Long before the division, though, and indeed long before the U.K held any claims, Cyprus had been under the colonial possession of the Ottoman Empire, of which Turkey was the centre. At that time it was a united island, though it had a strong ethnic mix; the Ottoman Muslims cohabited with the Christian Greeks.

It was only during the late nineteenth century that Turkey suffered any challenge to its domination in Cyprus, and this is generally attributed to the crumbling of the Ottoman Empire, which saw many of Europe’s Great Powers competing for the empire’s border territories. The most famous of these conflicts, the Crimean War, saw the Ottoman Empire supported by an alliance of Great Britain, France and Sardinia against the territorial ambitions of Russia, who were at that time viewed by many European diplomats and heads of state as the most dangerous threat to the continent’s status quo.

But when it came to Cyprus, it was Great Britain who looked to shift the balance of power on the Ottoman Empire’s borders, though it was cloaked within a commitment from the U.K to once again protect the balance of power against Russian expansion. Administrative power over the island was given to Great Britain in 1878.

After the Ottoman Empire allied with the defeated powers in World War One, it was decided that Cyprus be annexed as part of post war negotiations. 11 years later, Cyprus became an official colony of the British Empire.

Under the British Empire, and fueled with Woodrow Wilson’s post war implementation of self determinism, Greek Cypriots established the ‘National Organisation of Cypriot Fighters’ in 1955. Turkish Cypriots countered with the ‘Turkish Resistance Organisation’, and both groups sort for independence on their own terms.

Independence was indeed granted in 1960, with both Greek Cypriots and Turkish Cypriots maintaining constitutional rights, and the island became ‘The Republic of Cyprus’.

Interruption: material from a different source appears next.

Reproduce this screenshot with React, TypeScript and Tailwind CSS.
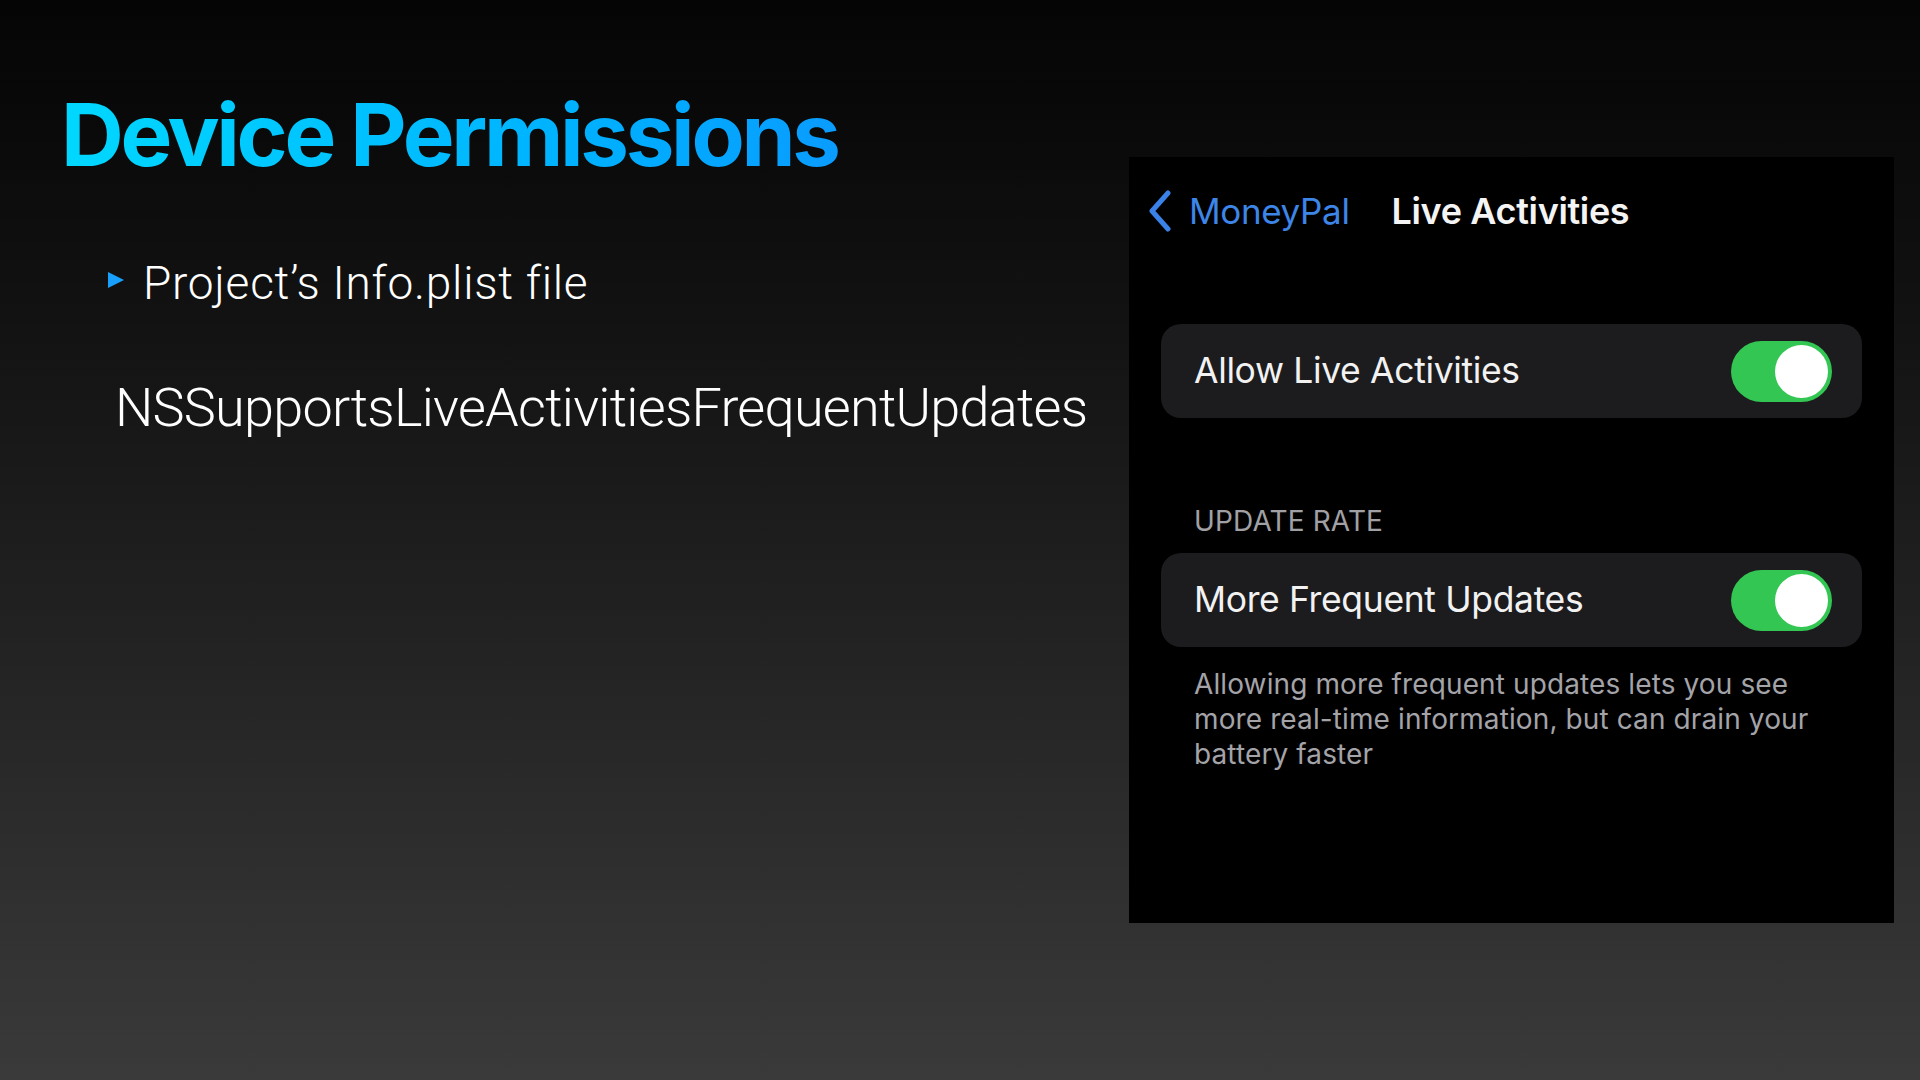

From there, a number of flash points occurred. In the 1970s, a Greek coup funded by the United states attempted to unite Cyprus with Greece. turkey invaded Cyprus in order to ratify the original constitution, and a civil war raged. Its consequence was the partitioning of Cyprus into Turkish and Greek sections.

That is the position in which the island currently stands today. If Christofias and Talat are to succeed in reunification talks, they will have to be aware that they have the weight of history on their shoulders.